Recorded data
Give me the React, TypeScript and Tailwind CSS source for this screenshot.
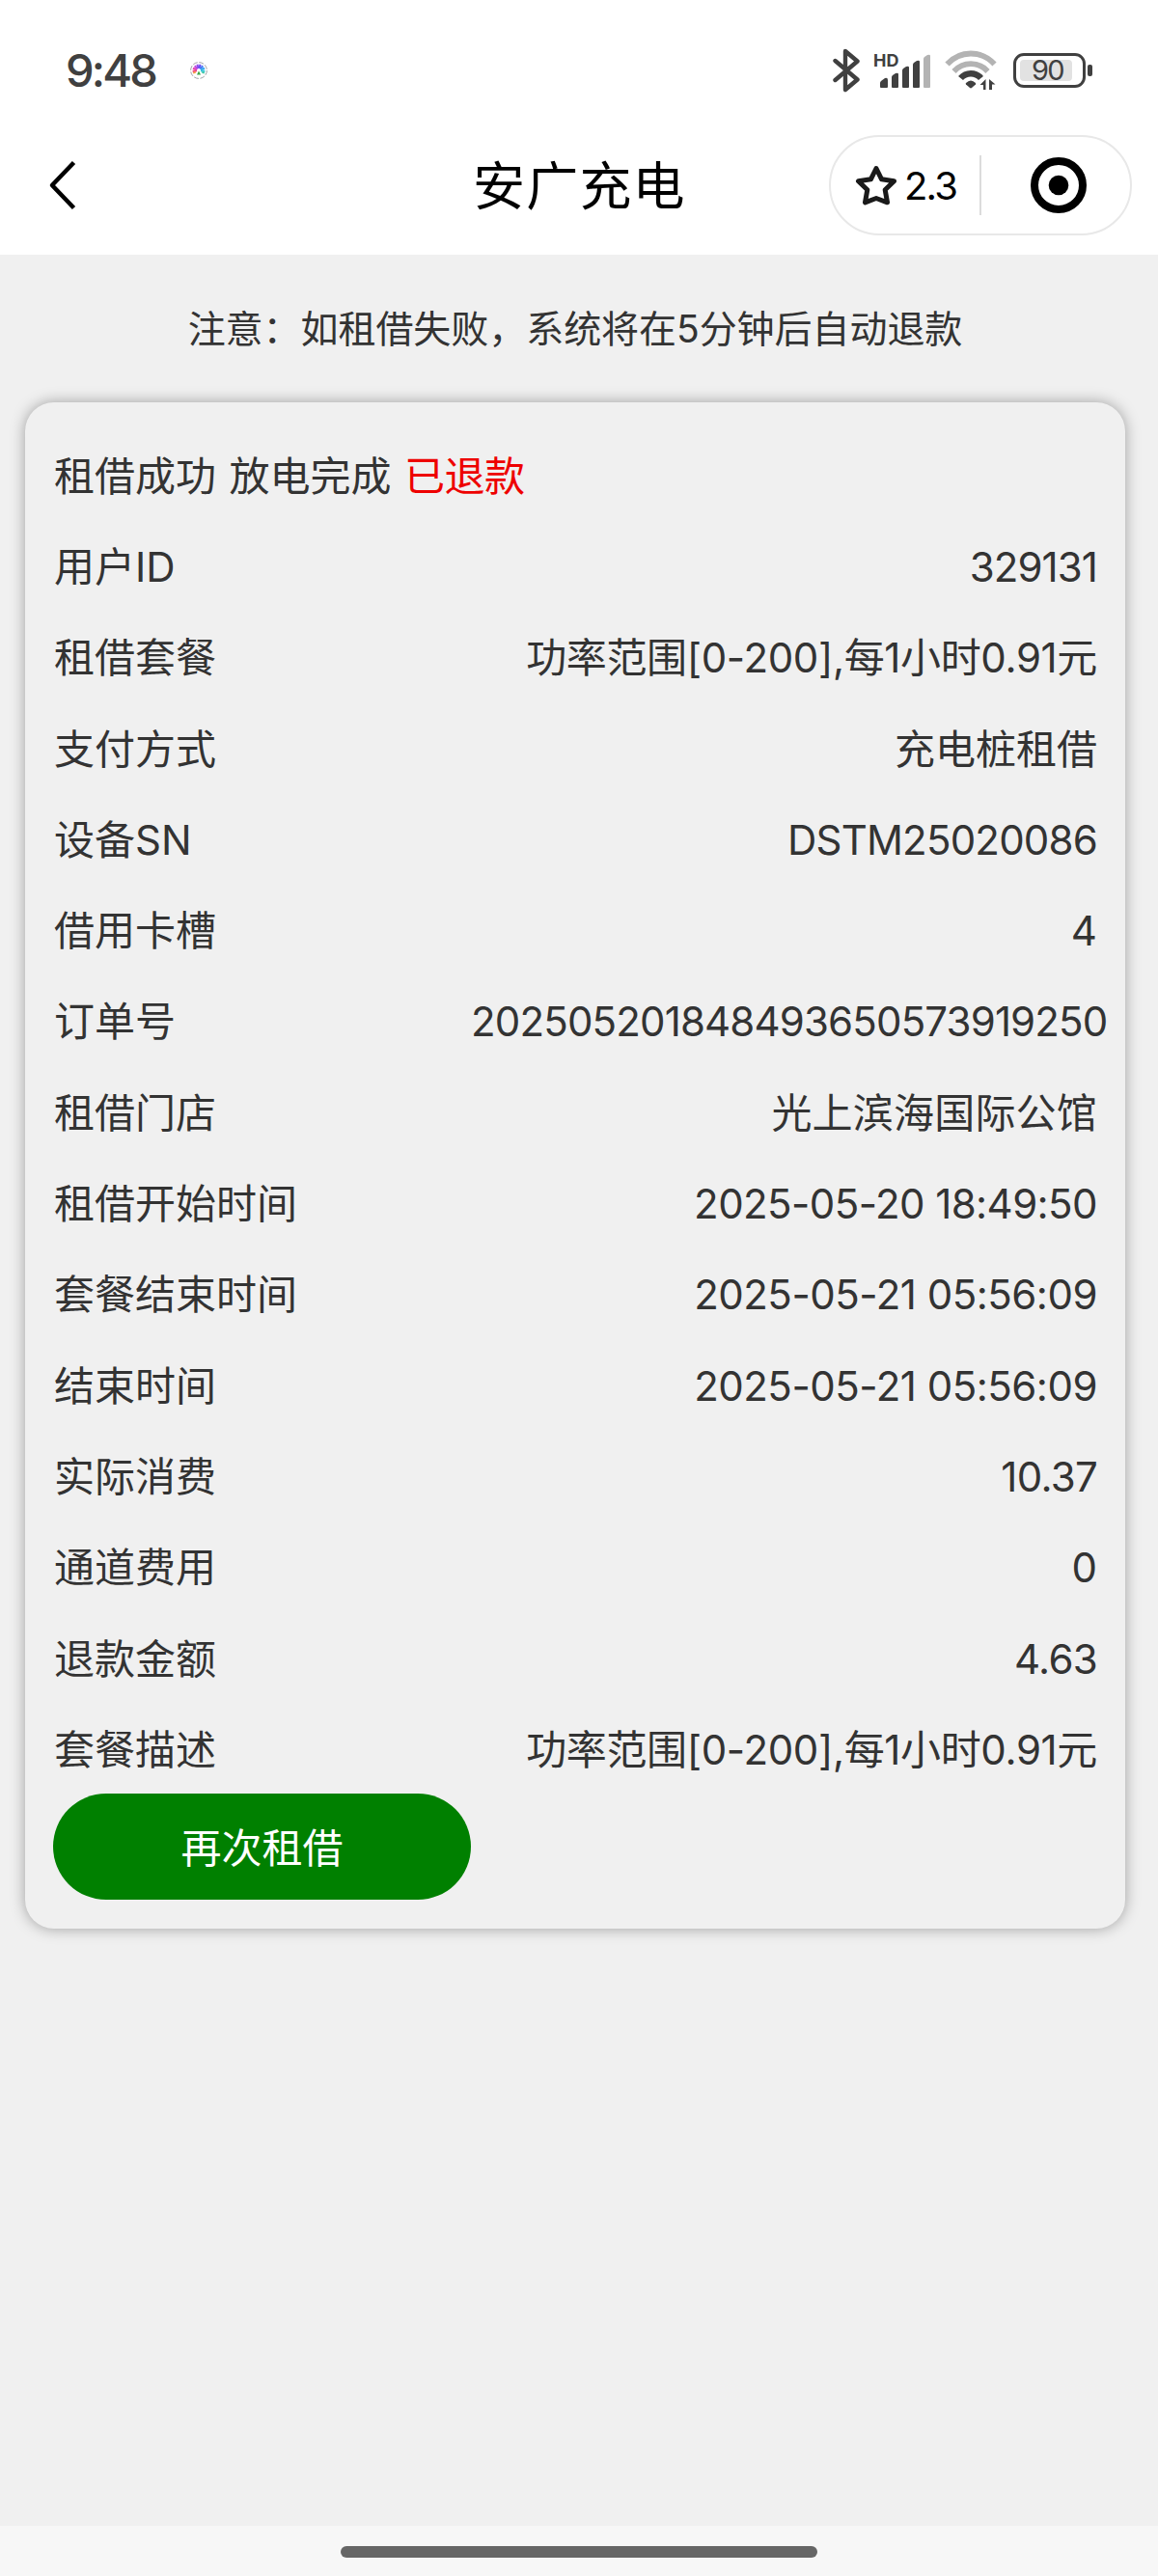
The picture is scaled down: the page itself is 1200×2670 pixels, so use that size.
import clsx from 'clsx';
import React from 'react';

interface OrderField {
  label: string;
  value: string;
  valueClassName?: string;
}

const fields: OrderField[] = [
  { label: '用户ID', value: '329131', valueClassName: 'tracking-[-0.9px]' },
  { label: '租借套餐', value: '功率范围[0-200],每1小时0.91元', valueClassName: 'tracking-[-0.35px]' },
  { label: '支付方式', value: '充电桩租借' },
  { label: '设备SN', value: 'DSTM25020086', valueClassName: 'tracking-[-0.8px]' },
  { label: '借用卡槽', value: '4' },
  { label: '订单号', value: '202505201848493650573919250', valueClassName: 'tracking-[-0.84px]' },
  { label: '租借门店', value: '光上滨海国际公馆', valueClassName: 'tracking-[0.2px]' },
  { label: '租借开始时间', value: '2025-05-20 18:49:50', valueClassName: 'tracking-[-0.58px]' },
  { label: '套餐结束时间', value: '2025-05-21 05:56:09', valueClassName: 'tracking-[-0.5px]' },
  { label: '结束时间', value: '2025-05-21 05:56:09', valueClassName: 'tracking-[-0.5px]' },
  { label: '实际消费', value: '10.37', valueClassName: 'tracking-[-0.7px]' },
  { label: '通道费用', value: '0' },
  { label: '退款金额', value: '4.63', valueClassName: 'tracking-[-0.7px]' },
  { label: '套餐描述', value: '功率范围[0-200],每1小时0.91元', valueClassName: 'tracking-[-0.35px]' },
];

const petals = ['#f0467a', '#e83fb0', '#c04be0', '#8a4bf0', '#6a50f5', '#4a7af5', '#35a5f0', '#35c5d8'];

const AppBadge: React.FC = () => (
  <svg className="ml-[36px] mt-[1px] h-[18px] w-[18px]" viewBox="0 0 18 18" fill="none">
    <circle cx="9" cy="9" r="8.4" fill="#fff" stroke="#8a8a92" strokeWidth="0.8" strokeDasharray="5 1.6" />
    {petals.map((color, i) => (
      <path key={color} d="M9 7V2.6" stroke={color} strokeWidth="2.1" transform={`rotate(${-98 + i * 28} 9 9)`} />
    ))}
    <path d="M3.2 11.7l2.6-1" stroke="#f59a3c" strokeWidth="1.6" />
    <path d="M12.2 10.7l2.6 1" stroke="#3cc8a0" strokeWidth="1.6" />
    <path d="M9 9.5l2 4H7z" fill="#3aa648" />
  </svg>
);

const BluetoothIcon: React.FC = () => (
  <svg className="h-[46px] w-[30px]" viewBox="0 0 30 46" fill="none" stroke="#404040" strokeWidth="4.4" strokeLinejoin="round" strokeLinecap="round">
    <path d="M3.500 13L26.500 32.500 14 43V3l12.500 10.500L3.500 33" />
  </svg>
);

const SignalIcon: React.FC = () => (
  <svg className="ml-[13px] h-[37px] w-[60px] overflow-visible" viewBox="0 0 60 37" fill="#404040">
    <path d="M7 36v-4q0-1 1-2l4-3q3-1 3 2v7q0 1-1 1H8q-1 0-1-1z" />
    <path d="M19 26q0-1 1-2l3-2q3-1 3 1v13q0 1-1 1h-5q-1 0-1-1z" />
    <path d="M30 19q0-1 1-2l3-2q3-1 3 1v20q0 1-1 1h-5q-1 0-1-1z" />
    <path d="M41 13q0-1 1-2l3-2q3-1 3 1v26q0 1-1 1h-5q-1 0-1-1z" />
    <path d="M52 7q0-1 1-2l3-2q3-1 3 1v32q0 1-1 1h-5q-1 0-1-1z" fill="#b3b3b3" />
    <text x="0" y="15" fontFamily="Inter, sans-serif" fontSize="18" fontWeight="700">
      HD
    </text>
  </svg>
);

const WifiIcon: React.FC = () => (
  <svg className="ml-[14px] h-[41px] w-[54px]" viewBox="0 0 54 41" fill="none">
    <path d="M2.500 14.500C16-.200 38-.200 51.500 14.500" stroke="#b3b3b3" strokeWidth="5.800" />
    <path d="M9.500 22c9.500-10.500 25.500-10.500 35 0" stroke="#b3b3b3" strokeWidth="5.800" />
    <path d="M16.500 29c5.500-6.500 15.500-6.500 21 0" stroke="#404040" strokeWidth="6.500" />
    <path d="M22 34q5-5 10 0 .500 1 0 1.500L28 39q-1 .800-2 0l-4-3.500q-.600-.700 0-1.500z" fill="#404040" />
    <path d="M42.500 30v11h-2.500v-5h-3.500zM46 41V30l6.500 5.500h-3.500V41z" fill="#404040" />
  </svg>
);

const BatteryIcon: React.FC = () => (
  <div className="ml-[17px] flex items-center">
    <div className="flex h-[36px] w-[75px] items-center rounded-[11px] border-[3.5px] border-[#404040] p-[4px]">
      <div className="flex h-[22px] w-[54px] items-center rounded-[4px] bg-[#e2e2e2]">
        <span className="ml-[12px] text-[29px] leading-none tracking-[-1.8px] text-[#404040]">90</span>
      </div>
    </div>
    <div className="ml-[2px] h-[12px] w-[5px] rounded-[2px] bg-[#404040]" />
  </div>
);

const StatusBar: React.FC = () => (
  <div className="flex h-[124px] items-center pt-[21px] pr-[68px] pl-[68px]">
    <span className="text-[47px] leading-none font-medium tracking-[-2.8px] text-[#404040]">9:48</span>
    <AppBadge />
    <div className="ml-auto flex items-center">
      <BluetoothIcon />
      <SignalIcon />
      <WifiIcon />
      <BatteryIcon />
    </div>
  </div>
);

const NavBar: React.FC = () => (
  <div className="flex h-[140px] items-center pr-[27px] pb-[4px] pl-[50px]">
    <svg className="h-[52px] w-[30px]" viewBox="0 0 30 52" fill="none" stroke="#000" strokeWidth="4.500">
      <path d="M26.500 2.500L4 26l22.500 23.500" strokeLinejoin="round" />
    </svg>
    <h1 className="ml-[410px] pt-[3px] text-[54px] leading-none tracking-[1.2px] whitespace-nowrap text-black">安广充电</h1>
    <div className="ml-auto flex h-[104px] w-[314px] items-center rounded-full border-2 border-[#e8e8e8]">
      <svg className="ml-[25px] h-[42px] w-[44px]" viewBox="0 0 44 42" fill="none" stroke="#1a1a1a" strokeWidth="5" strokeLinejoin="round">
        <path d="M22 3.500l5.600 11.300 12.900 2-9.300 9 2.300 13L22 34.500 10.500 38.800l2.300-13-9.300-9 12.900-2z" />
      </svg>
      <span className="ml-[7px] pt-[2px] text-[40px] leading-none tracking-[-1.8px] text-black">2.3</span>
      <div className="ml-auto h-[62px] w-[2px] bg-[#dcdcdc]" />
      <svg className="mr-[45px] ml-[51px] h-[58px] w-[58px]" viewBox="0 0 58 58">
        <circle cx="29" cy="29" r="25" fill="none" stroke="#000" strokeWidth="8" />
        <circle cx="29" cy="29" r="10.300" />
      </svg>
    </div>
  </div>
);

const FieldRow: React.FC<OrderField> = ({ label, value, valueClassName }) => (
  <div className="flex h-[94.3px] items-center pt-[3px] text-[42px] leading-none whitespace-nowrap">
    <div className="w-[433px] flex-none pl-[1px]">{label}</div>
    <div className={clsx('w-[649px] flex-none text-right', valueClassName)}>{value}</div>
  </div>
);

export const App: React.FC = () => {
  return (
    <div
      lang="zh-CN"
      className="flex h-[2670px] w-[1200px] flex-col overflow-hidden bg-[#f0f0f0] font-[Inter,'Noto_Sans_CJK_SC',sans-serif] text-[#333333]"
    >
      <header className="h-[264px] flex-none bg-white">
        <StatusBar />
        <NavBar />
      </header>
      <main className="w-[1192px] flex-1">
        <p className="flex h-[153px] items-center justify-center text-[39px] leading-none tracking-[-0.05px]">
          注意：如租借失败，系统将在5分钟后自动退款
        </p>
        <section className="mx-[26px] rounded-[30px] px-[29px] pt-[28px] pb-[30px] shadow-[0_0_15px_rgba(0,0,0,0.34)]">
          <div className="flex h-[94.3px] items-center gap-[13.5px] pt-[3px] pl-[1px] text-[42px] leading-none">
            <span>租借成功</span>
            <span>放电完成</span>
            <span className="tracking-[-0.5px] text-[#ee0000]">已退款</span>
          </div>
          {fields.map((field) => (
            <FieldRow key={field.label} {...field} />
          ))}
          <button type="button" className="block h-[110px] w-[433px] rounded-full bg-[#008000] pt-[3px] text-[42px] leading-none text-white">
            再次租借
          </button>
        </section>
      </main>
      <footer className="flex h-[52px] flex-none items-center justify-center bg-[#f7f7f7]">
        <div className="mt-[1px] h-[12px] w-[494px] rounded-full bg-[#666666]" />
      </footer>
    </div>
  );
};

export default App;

Goal
Among the lines above, determine how many hold the word "React"; report the figure alone.

Finished exercise
11